Прогресс обязан считаться с истинным темпом исторических перемен, с истинными экономическими и общественными нуждами, поскольку раздавить буржуазию путем кровавой революции (хоть и нет на свете ничего презреннее буржуазии, а уж парижская финансовая буржуазия – алчная, скаредная, филистерская – презреннее любой иной) прежде, нежели богатый и тупой обыватель доиграет свою историческую роль до конца, значит всего лишь одно: буржуазный дух и буржуазное устройство уцелеют и воспрянут при новых общественных порядках. «...Они [революционеры] бросились освобождать людей прежде, нежели сами освободились; они нашли в себе силу порвать железные, грубые цепи, не замечая того, что стены тюрьмы остались.
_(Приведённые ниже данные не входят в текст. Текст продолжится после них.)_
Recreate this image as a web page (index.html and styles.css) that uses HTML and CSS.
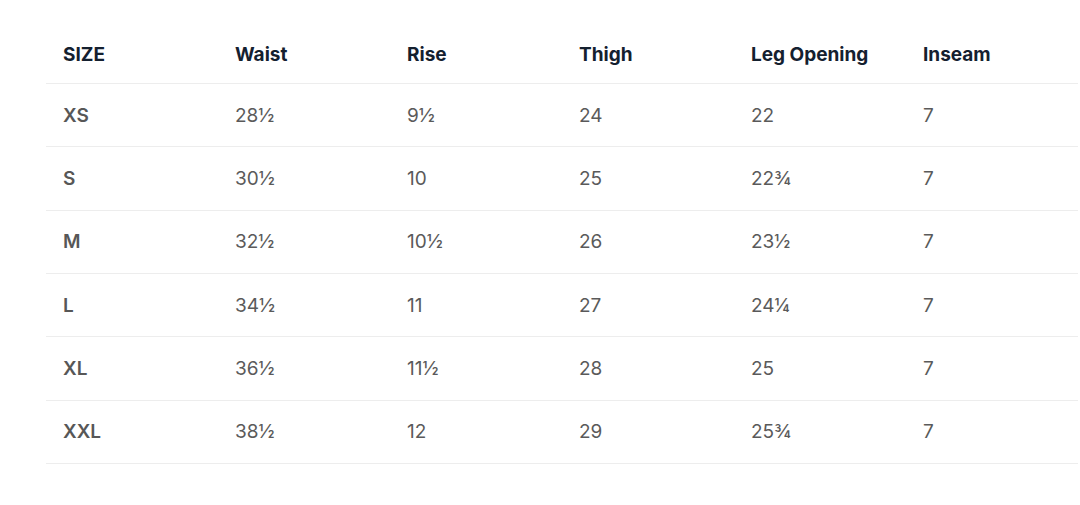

Они хотят, не меняя стен, дать им иное назначение, как будто план острога может годиться для свободной жизни»[240]. Дома свободных людей не должны возводиться архитекторами, понаторевшими только в строительстве тюрем. И кто скажет, будто история опровергла герценовские слова?
Ненависть Герцена к буржуазии была неистовой, однако Александр Иванович вовсе не желал кровопролитных катаклизмов. Он понимал, что потрясения могут грянуть, и считал их почти неизбежными – и страшился их. Буржуазия казалась писателю толпой Фигаро – только разжившихся достатком и разжиревших. В восемнадцатом столетии, восклицает Герцен, «Фигаро был вне закона, в наше время Фигаро – законодатель; тогда он был беден, унижен, стягивал понемногу с барского стола и оттого сочувствовал голоду и в смехе его скрывалось много злобы; теперь его Бог благословил всеми дарами земными, он обрюзг, отяжелел, ненавидит голодных и не верит в бедность, называя ее ленью и бродяжничеством. У обоих Фигаро общее – собственно одно лакейство <... >»[241]. Сегодня Фигаро победил. Сделался миллионером. Фигаро – судья, главнокомандующий, президент республики. Фигаро правит миром. «Но осторожных правил своих Фигаро не оставил: его начали обижать – он подбил чернь вступиться за себя и ждал за углом, чем все это кончится; чернь победила – и Фигаро выгнал ее в три шеи <... >.
Добыча досталась ему – и Фигаро стал аристократом – граф Фигаро-Альмавива, канцлер Фигаро, герцог Фигаро, пэр Фигаро. <... > Буржуа <... > выдумали себе нравственность, основанную на арифметике, на силе денег, на любви к порядку»[242]. «<... > Из-под ливреи Фигаро старого виден человек, а из-под черного фрака Фигаро нового проглядывает ливрея, и, что хуже всего, он не может сбросить ее, как его предшественник, она приросла к нему так, что ее нельзя снять без его кожи»[243].
Все ничтожное и омерзительное, что существовало в восемнадцатом веке, все, против чего подымались благородные революционеры, стало плотью и кровью жалких обывателей – мещан, дорвавшихся до власти и подмявших остальное человечество. Следует набираться терпения. Просто срубать буржуазные головы, как того хотел Бакунин, означало бы породить новую тиранию и новое рабовладение – ибо мятежное меньшинство примется помыкать большинством; или еще хуже: большинство – монолитное большинство – примется помыкать меньшинством, а править бал начнет, как выразился Джон Стюарт Милль, «сплоченная посредственность» – Герцен считал это определение верным и заслуженным.